Asanegra é um adolescente em idade de ser vendido, por isso seu pai o leva até o mercado central da cidade fortificada de Brutmir, onde poderá encontrar o comprador certo para encaminhar o filho a uma profissão respeitável e lucrativa. E esse comprador acaba sendo o ferreiro Daskos que não tem filhos homens e pressente que precisa passar suas habilidades a um aprendiz.
Satisfeito com o dinheiro que irá saldar suas muitas dívidas, o homem deixa o filho com Daskos e volta para sua terra, na região rural do distrito. Asanegra também está animado, pois escapou de ser comprado por algum tarado, o que não é incomum nesse tipo de negócio. O que ele não imaginava é que Daskos na verdade não é um homem sem filhos. Ele tem uma filha, a rabujenta Orí, que sempre quis conhecer a Forja onde o pai trabalha mas nunca pode porque é tabu que mulheres entrem lá.
A Forja é uma instituição importante para Brutmir, uma vez que é onde se fabricam as armas e as barreiras de defesa da cidade contra o ataque do povo élfico, inimigos figadais dos homens desde que estes lhes tomaram a Torre de Amálgama, edificação que fica no centro de Brutmir e é sagrada para os elfos, que juraram retomá-la. Todo o trabalho na Forja só é possível com a ajuda dos Servidores, demônios domesticados que fazem a função de fornalhas de bancada, aquecendo o metal para ser modelado pelos ferreiros.

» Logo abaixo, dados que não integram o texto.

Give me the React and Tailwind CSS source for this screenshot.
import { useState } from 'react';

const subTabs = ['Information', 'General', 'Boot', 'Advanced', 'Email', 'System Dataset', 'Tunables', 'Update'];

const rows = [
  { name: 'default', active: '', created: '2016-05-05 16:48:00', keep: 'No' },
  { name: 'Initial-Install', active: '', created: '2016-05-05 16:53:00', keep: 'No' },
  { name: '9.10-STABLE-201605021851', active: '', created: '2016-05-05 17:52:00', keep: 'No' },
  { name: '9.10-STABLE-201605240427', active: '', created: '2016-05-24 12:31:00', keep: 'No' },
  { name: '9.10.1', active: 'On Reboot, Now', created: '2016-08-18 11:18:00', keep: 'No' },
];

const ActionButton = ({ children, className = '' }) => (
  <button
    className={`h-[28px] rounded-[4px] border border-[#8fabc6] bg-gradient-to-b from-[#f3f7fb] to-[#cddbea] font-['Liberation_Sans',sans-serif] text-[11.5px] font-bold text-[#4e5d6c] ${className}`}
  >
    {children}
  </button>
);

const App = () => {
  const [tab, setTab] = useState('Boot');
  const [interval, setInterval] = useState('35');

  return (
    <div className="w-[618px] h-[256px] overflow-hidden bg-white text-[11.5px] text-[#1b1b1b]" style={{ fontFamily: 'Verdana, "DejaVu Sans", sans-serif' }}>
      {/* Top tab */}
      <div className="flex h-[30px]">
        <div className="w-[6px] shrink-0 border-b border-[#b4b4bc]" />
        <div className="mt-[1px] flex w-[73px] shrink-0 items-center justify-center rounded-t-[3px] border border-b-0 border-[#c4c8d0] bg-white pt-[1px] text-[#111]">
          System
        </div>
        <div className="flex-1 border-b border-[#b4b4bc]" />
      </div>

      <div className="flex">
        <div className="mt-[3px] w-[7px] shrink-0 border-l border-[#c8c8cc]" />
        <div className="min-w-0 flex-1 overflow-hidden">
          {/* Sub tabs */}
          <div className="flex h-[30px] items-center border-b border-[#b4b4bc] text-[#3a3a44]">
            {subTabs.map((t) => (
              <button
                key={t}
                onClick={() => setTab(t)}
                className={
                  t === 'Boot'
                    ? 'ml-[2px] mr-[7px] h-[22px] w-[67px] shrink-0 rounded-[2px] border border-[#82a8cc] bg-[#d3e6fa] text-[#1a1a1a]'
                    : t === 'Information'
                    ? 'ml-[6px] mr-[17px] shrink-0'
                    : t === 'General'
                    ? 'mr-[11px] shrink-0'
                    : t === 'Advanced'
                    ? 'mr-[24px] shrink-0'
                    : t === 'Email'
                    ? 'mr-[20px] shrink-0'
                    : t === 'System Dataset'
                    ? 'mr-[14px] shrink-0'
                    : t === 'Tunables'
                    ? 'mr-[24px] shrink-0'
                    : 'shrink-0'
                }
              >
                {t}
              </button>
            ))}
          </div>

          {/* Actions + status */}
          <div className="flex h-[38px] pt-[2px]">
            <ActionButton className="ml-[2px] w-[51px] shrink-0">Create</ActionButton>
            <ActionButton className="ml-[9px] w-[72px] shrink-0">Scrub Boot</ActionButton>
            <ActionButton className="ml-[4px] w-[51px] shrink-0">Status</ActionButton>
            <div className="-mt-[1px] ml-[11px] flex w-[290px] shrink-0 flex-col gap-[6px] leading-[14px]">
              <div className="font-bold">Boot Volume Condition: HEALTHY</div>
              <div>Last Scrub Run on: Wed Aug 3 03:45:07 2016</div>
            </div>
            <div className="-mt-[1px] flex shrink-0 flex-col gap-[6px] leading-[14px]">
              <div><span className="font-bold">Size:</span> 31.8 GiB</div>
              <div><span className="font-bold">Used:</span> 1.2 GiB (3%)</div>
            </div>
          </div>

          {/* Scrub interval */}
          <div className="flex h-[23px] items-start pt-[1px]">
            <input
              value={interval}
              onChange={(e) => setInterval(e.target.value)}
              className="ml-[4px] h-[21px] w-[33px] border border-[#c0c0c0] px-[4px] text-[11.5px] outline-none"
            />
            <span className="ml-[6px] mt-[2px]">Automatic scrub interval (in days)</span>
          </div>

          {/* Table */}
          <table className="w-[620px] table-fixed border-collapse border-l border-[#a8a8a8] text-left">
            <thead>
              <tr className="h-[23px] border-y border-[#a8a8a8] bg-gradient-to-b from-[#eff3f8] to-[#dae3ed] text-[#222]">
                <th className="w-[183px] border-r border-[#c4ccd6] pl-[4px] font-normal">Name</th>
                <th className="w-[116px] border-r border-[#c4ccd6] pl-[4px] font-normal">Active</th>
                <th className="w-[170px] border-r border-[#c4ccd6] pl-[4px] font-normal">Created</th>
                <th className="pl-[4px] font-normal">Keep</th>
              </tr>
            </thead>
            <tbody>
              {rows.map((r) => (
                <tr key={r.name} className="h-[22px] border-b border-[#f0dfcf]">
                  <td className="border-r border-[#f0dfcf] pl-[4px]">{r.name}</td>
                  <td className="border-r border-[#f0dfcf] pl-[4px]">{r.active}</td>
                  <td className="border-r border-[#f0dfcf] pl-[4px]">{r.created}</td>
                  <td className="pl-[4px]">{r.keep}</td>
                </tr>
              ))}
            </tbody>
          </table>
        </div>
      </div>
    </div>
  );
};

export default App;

Acontece que os Servidores enlouquecem de desejo se sentirem o cheiro das mulheres humanas e, no gozo do prazer, acabam por matá-las numa explosão autodestrutiva.
Desse modo, a vida de Asanegra na casa de Daskos torna-se um inferno com as provocações e maldades de Orí, enciumada pelo privilégio do garoto em entrar na Forja e por ele ter a atenção do pai que, até então, só a ela pertencia.

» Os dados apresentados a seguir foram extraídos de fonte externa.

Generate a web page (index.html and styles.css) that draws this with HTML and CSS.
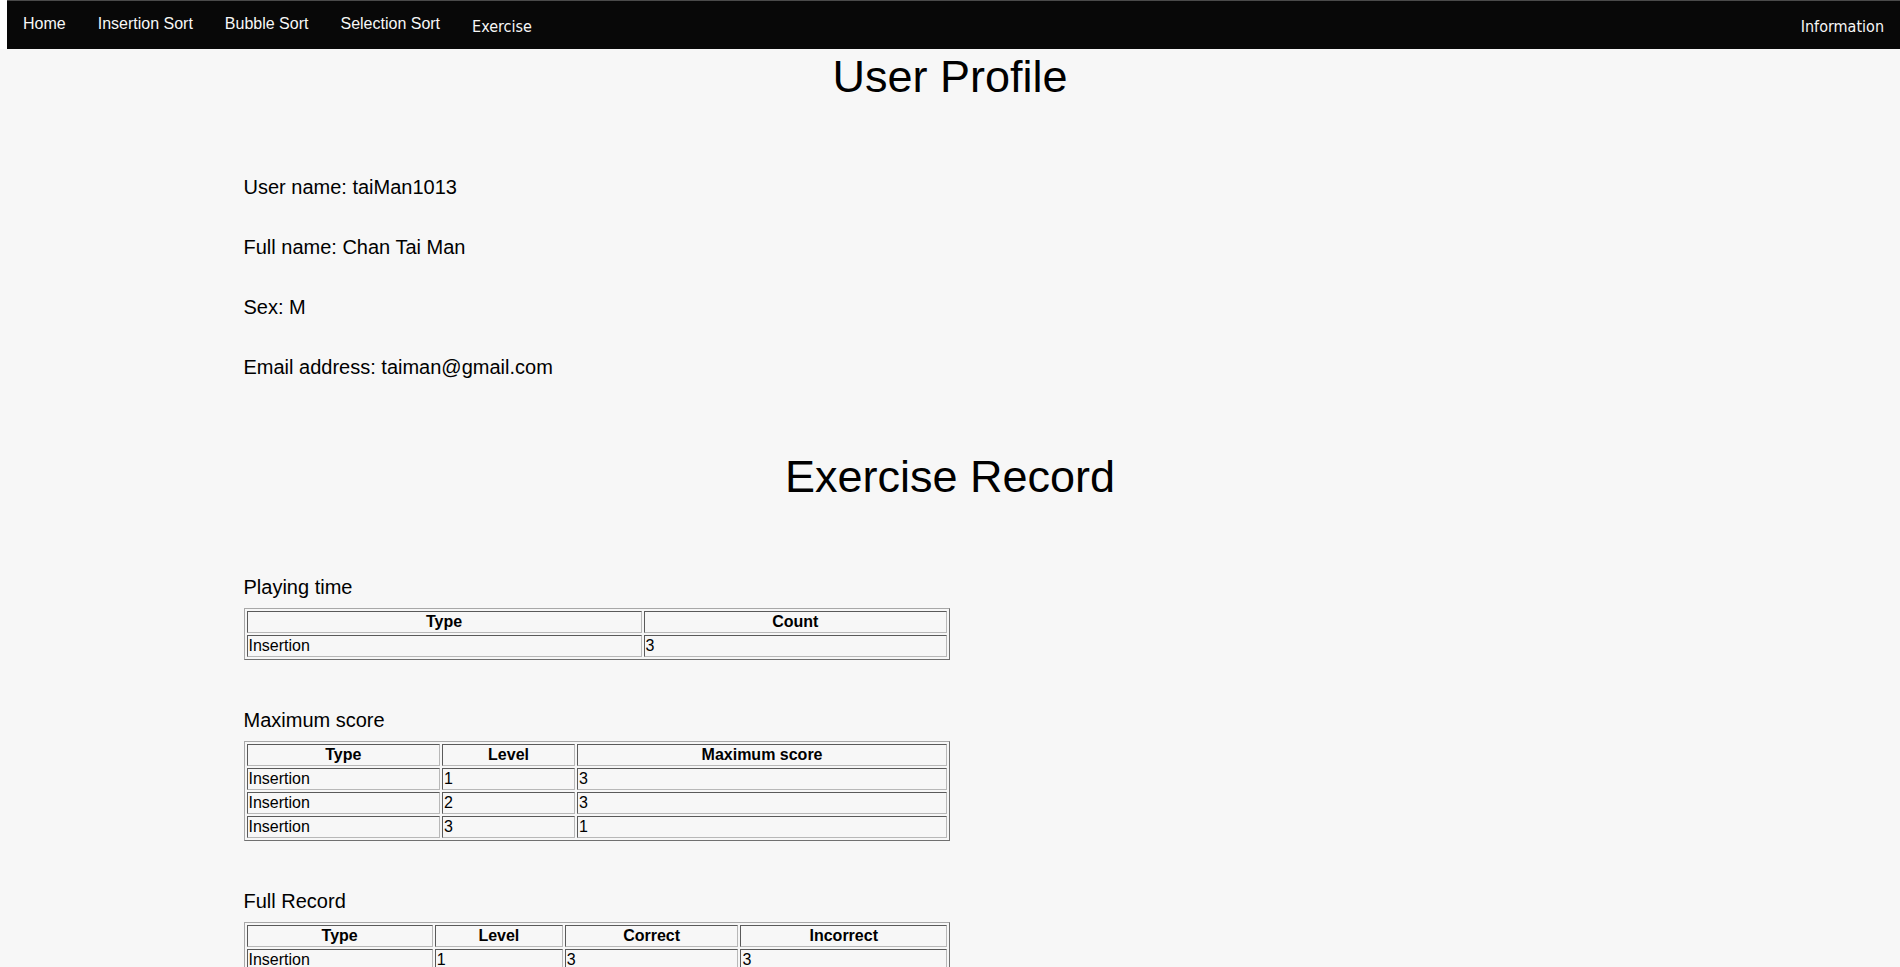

Em outra parte da cidade, vive o estranho Sivo, homem poderoso e cheio de mistérios, chamado por todos de o Homem Santo. Sivo não é uma boa pessoa, pois está até o pescoço de ódio e ressentimento, e seu único desejo é destruir Brutmir e tudo o que ela representa. Para isso, vem articulando um plano de longo prazo, com detalhes que precisaram ser definidos com o cuidado de um relojoeiro. E a hora de colocar a máquina em funcionamento se aproxima pois, em breve, haverá uma conjunção rara de planetas que vai abrir caminho para o ataque definitivo dos elfos, algo em que ninguém em Brutmir acredita, pois os elfos estão distantes há muito tempo. Sivo se aproveita dessa situação para enfraquecer as defesas da cidade muralhada, bem como o seu exército que está decadente pelo ócio e pela corrupção.

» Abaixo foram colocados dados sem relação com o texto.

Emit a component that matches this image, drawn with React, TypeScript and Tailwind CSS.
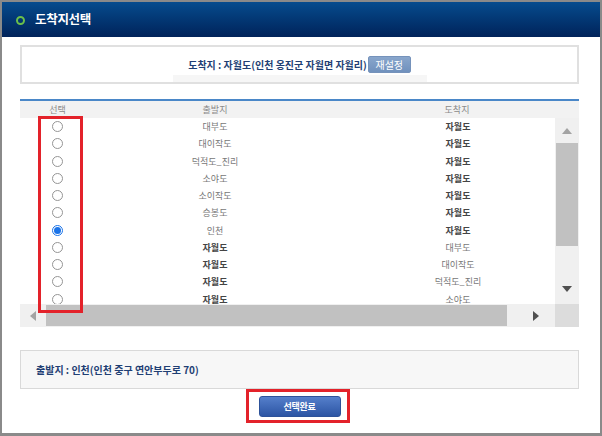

Este é, basicamente, o enredo de De ferro e de sal, romance de alta fantasia da escritora gaúcha Simone Sauressig, que o publicou em 2018 com recursos próprios através da plataforma de autoedição da Amazon.
Trata-se de um texto longo, com mais de cem mil palavras e muita ação, especialmente em sua metade final, uma vez que a primeira metade do livro é dedicada a apresentar os muitos personagens, todos bem construídos, e a cidade murada de Brutmir, personagem principal da trama.
Alta fantasia não é uma novidade na produção da autora, que já apresentou outras obras no gênero, como a saga Os sóis da América (2013), o romance O jogo no tabuleiro (2009) e a duologia A noite da grande magia branca (1993)/A fotaleza de cristal (1988). A diferença que salta aos olhos para quem já conhece a ficção de Saueressig é o tom violento e cruel desta dramatização. Não que seus trabalhos anteriores não tivessem situações tensas e incômodas, inclusive isso foi bastante utilizado pela autora no romance de ficção científica B9 (2010) e em suas histórias curtas de horror, nas quais cenas sangrentas não são incomuns. Até mesmo a morte de personagens importantes nas tramas também está presente em obras anteriores. Porém, em De ferro e de sal, esse tom está definitivamente emaranhado à história, configurando um estilo diferenciado diante das peças acima citadas, como se Saueressig estivesse deliberadamente conduzindo sua ficção para um público mais maduro do que aquele ao qual foram dirigidos os trabalhos anteriores. Isso, somado ao curioso formato humorístico de sua coletânea mais recente, A noite dos insensatos (2023), demonstra o desejo de Saueressig em encontrar novos públicos e escapar do paradigma de autora de ficção juvenil. De ferro e de sal é certamente o ponto alto dessa estratégia e confima, mais uma vez, o estatus de Simone Saueressig como um dos melhores autores de alta fantasia no Brasil.